卓上戦諸録(D16)

D16の卓上ゲーム記録

TRPGと一年アニメについて。もしくは(後略)(3.0)

(3)D&Dにおけるキャンペーンゲームの面白さ、その本質は一体何なのか
 D&Dの特徴はキャラクターが成長できるところにある。そして、その成長の“どの段階でも十分に”遊ぶことができるというのがすばらしいところだ。
 ぽっと出の村の若い衆が経験をつんで行き、最終的に多重次元をまたにかける大冒険をし、いくつもの国を滅ぼしまたは興すような冒険ができ、そのルールが破綻していないというのは実はすごいことなのだ。そうでなければ、キャンペーンゲームをしゃぶりつくすことは出来ない。
「昔できなかったことが、できるようになる」
 極論すれば、D&Dの楽しみはこの一行につきる。
 この楽しみを実感するには、どうやっても2本の冒険が必要なことは明白だろう。昔行なった冒険と今行なっている冒険の2つだ。
 だが、実のところ(そしてこれがD&Dのすげーとこだが)それ以上のものは必要なかったりもするのだ。
 シリーズ構成も、伏線も、キャラクターの複雑な過去も、思わせぶりなライバルキャラも、PC同士の絡みも何もかも。
 
 必要ない。
 
 D&Dにおいて大きな物語≒キャンペーンを構成するのには、複数の冒険、およびその冒険に連続して参加するPC以外のものは必要ないのだ。
 
 ひたすら穴にもぐってきた連中ならわかるはずだ。
 その辺の演出なんてものは、冒険の状況とそれに対するPCの対応によってプレイヤーたちの意図とは関係なく演出されてしまうってことを。
 出てほしくないときにでる1や、ここぞと言うときに出る20。どんなに高いレベルでも即死呪文には弱い誰かや、気がつくといつもドラゴンの足元にいるウィザード、落とし穴が大好きではまらずにはいられないシーフ。
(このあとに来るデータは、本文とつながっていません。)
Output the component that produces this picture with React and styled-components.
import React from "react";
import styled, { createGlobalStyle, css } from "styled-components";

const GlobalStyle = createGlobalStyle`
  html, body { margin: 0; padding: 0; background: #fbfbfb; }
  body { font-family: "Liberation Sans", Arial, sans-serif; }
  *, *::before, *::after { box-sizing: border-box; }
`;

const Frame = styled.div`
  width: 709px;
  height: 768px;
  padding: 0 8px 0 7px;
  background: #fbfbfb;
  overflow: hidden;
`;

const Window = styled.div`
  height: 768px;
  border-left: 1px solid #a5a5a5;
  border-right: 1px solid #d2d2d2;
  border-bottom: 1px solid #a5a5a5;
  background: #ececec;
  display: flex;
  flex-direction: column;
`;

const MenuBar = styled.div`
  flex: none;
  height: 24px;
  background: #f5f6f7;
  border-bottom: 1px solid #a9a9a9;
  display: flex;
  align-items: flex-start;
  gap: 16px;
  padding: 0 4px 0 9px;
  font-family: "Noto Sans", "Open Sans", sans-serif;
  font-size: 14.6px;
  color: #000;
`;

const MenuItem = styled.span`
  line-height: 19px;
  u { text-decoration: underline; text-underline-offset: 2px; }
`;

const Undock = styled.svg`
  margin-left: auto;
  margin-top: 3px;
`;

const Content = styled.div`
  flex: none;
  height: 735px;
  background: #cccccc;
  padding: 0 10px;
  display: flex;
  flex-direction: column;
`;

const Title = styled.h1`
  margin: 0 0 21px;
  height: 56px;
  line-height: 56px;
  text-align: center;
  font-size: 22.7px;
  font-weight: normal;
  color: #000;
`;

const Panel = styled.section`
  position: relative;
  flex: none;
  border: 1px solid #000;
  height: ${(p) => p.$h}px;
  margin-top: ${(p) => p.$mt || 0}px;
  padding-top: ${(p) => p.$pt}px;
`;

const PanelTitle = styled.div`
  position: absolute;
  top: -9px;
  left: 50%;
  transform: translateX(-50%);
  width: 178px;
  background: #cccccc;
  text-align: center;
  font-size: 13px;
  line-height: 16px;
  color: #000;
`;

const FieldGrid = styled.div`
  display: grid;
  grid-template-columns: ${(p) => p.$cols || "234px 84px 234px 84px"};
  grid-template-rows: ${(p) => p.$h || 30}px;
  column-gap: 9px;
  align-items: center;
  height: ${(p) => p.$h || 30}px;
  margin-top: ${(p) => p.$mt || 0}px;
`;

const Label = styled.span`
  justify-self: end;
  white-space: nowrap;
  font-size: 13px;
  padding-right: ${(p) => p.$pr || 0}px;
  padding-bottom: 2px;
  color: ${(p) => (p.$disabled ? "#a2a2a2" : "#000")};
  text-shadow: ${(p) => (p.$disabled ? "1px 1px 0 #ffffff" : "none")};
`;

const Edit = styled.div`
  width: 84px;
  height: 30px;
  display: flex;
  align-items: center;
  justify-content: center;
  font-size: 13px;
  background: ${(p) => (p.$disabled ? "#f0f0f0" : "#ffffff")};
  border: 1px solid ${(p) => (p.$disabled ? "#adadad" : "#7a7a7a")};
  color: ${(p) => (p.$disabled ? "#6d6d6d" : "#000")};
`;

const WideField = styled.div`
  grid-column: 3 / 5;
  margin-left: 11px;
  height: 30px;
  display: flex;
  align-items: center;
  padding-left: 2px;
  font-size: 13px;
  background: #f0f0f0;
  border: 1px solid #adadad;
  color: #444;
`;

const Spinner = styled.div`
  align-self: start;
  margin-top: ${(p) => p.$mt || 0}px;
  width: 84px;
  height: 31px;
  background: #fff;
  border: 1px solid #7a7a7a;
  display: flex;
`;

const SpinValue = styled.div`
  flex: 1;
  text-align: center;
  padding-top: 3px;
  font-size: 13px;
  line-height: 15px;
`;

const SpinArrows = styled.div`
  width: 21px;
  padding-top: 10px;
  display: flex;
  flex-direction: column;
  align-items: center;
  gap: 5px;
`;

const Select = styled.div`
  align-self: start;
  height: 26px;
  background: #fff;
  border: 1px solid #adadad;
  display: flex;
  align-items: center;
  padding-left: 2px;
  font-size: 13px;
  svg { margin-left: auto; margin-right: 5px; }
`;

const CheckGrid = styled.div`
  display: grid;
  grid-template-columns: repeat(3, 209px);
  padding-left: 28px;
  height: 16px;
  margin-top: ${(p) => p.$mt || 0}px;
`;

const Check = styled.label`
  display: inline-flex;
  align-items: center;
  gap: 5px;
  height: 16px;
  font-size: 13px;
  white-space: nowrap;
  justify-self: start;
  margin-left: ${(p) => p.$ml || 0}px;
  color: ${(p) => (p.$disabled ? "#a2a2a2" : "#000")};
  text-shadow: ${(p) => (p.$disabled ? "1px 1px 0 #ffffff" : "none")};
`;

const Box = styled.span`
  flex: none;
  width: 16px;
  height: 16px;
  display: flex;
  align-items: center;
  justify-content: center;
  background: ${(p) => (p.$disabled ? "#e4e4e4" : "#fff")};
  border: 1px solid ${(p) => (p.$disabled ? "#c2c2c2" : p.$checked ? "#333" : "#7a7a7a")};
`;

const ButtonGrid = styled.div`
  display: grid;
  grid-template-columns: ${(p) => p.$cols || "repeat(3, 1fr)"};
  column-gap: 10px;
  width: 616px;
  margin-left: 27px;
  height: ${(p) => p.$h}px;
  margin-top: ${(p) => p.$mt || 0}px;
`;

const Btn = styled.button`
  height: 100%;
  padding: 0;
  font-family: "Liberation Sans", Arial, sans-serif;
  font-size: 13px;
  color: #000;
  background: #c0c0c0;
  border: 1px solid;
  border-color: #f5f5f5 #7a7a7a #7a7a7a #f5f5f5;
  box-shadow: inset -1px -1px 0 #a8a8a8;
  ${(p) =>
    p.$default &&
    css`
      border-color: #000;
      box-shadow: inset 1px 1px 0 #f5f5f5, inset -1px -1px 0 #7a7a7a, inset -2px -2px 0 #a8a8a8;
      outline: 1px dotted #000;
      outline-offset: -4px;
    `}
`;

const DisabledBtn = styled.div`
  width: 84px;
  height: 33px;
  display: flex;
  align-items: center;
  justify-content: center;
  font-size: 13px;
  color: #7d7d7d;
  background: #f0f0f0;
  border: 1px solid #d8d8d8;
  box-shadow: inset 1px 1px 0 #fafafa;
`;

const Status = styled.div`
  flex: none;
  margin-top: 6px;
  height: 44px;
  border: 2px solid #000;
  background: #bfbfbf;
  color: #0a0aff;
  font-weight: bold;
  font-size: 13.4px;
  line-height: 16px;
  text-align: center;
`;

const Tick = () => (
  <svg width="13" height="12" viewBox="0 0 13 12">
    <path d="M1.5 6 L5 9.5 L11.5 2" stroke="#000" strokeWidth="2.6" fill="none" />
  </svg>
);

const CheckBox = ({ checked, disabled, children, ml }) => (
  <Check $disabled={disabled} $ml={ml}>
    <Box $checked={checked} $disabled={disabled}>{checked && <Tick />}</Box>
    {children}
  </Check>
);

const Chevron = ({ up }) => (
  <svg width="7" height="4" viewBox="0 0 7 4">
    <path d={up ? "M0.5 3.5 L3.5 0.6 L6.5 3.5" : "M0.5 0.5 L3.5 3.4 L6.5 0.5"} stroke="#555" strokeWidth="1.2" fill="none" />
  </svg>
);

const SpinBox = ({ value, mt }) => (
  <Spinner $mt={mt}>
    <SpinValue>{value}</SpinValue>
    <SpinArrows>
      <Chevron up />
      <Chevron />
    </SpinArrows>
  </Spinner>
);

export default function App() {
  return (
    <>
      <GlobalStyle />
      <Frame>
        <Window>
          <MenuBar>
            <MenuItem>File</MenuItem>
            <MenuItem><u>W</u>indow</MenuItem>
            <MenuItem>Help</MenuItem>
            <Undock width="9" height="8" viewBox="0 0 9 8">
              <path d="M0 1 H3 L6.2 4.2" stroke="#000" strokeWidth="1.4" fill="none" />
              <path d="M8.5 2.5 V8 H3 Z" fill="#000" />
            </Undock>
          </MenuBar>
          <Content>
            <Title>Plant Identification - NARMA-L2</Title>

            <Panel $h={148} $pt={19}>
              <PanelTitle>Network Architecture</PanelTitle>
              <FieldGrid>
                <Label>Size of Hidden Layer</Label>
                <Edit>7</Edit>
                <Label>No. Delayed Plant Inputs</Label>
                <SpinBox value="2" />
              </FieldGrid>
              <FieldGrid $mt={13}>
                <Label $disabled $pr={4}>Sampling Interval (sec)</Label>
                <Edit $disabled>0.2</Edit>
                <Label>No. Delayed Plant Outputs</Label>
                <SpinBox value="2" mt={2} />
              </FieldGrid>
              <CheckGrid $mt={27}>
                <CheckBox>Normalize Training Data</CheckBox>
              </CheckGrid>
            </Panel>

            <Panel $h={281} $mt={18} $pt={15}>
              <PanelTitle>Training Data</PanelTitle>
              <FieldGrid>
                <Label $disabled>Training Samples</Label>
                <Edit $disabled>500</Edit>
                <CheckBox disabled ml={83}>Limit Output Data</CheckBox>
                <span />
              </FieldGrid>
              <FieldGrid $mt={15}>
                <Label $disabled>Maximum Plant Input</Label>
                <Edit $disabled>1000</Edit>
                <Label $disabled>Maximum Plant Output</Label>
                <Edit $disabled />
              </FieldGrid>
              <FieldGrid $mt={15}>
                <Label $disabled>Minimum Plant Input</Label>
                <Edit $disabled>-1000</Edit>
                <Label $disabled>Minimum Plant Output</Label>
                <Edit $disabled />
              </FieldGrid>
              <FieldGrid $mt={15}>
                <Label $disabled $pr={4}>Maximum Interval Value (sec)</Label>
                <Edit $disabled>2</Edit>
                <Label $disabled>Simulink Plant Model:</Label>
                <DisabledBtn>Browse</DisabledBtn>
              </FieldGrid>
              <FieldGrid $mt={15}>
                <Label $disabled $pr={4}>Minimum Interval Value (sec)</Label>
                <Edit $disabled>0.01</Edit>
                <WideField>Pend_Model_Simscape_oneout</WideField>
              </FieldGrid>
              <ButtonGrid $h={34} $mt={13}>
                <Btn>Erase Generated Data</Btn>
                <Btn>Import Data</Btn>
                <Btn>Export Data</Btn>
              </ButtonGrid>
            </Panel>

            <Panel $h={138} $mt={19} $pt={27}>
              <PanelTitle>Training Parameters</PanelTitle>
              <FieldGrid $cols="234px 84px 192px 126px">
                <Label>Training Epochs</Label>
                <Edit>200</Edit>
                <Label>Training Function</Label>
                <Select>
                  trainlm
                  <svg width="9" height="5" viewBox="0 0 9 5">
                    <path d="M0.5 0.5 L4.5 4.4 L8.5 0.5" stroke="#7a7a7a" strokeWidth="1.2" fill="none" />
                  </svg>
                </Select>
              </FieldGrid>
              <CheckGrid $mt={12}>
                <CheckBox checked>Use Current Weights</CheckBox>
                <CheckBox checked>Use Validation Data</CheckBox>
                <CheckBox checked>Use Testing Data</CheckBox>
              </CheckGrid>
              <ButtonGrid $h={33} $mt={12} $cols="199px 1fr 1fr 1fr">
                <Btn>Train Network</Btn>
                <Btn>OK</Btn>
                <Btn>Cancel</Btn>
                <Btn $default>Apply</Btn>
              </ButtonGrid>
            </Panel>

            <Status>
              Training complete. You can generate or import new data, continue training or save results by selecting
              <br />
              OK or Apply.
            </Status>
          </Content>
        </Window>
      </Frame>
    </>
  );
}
 これらはすべて、数多く冒険を重ねるうちに自然発生する物語であり、演出だ。
 
 D&Dは単純な“洞窟探検ゲーム”として優れている、単にもぐるだけでこれだけのことが起こる。そして、このゲームは拡張性と継続性に優れている。
 ゆえに、
 長く遊べば自然とそれは“大きな物語”を形成してくれるのだ。1年52話遊べばわかる。
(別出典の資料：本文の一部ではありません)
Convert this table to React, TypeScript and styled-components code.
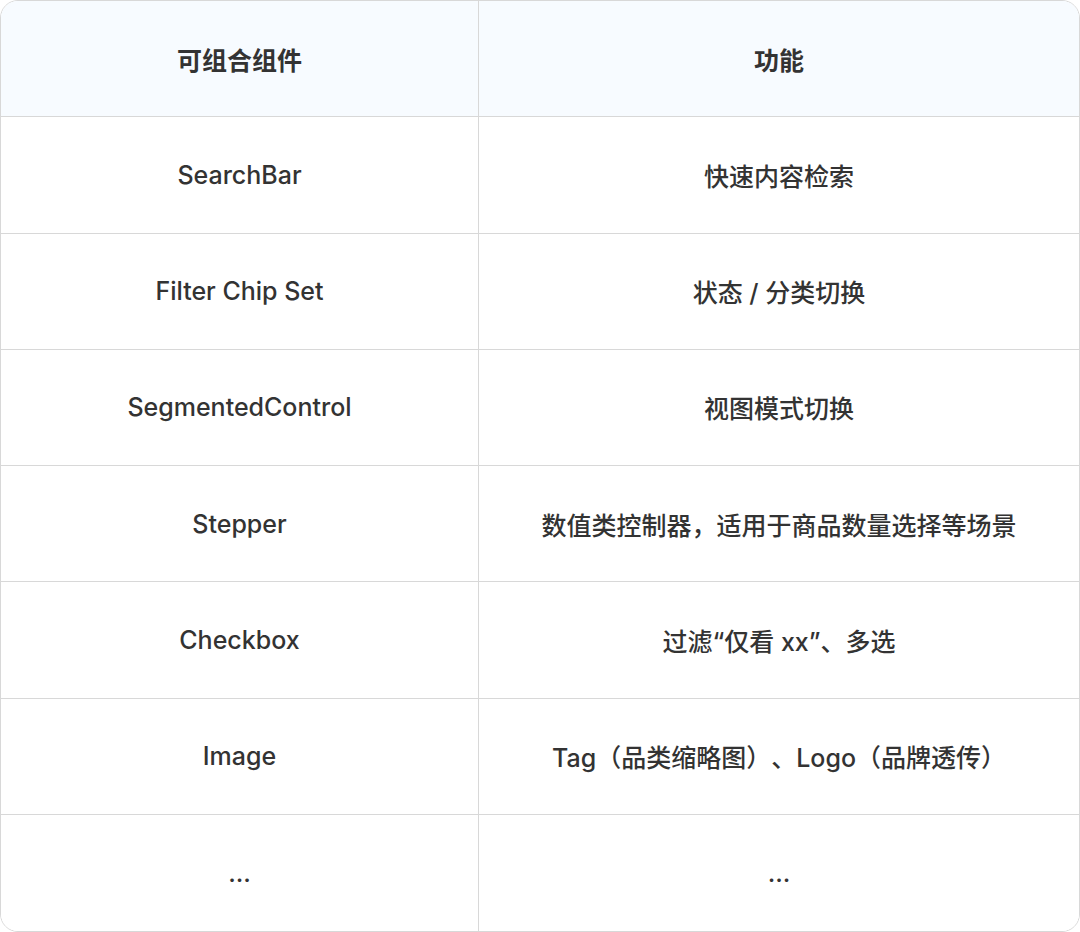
import React from "react";
import styled, { createGlobalStyle } from "styled-components";

const Global = createGlobalStyle`
  html, body { margin: 0; padding: 0; background: #ffffff; }
  body { font-family: "Inter", "Noto Sans CJK SC", sans-serif; }
`;

const Table = styled.div`
  box-sizing: border-box;
  width: 1080px;
  height: 932px;
  border: 1.5px solid #d8d8d8;
  border-radius: 18px;
  overflow: hidden;
  display: grid;
  grid-template-columns: 478px 1fr;
  grid-template-rows: repeat(8, 1fr);
  background: #ffffff;
`;

const Cell = styled.div<{ $head?: boolean; $right?: boolean; $last?: boolean }>`
  display: flex;
  align-items: center;
  justify-content: center;
  text-align: center;
  font-size: 25px;
  color: #333333;
  font-weight: ${(p) => (p.$head ? 600 : 500)};
  background: ${(p) => (p.$head ? "#f7fbff" : "#ffffff")};
  border-right: ${(p) => (p.$right ? "none" : "1.5px solid #d8d8d8")};
  border-bottom: ${(p) => (p.$last ? "none" : "1.5px solid #d8d8d8")};
  text-spacing-trim: space-all;
`;

const rows: [string, string][] = [
  ["SearchBar", "快速内容检索"],
  ["Filter Chip Set", "状态 / 分类切换"],
  ["SegmentedControl", "视图模式切换"],
  ["Stepper", "数值类控制器，适用于商品数量选择等场景"],
  ["Checkbox", "过滤“仅看 xx”、多选"],
  ["Image", "Tag（品类缩略图）、Logo（品牌透传）"],
  ["...", "..."],
];

export default function App() {
  return (
    <>
      <Global />
      <Table>
        <Cell $head>可组合组件</Cell>
        <Cell $head $right>功能</Cell>
        {rows.map(([a, b], i) => (
          <React.Fragment key={i}>
            <Cell $last={i === rows.length - 1}>{a}</Cell>
            <Cell $right $last={i === rows.length - 1}>{b}</Cell>
          </React.Fragment>
        ))}
      </Table>
    </>
  );
}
 そして、プリキュアのようなヘタレた脚本と違い、毎回挑戦し甲斐のある課題が用意できる。
 
 D&Dのキャンペーンゲームの面白さ、それは、
「昔できなかったことが、できるようになる」という成長を実感できること。
「積み重ねたシチュエーションにより自然に作り出された細かな物語のかけら、それらが繰り返しによりかけがえのないPCたちの物語になること」 にある。
 
(補足)キャラクターの作り込みはもちろん楽しい。しかし、1から育てたキャラクターとはまったく別だ。「何かをするためにレギュレーションの中でチューニングを重ねる」楽しみと、「今ある状況から次にするべきことの為にチューニングを重ねる」楽しみはキャラクターのチューニングをしながらもまったく別の考えに基づいていることに注意しなければならない。
 
(補足さらに)連続した冒険と参加するPC以外の要素が必要ないといっているわけでは、もちろんない。適切な準備や仕込みがなされたキャンペーンは間違いなく面白くなるだろう。ここで言いたいのは、D&Dというゲームが、もっとも単純な形・労力の少ない形のゲームですらキャンペーンの体裁を成し得るということである。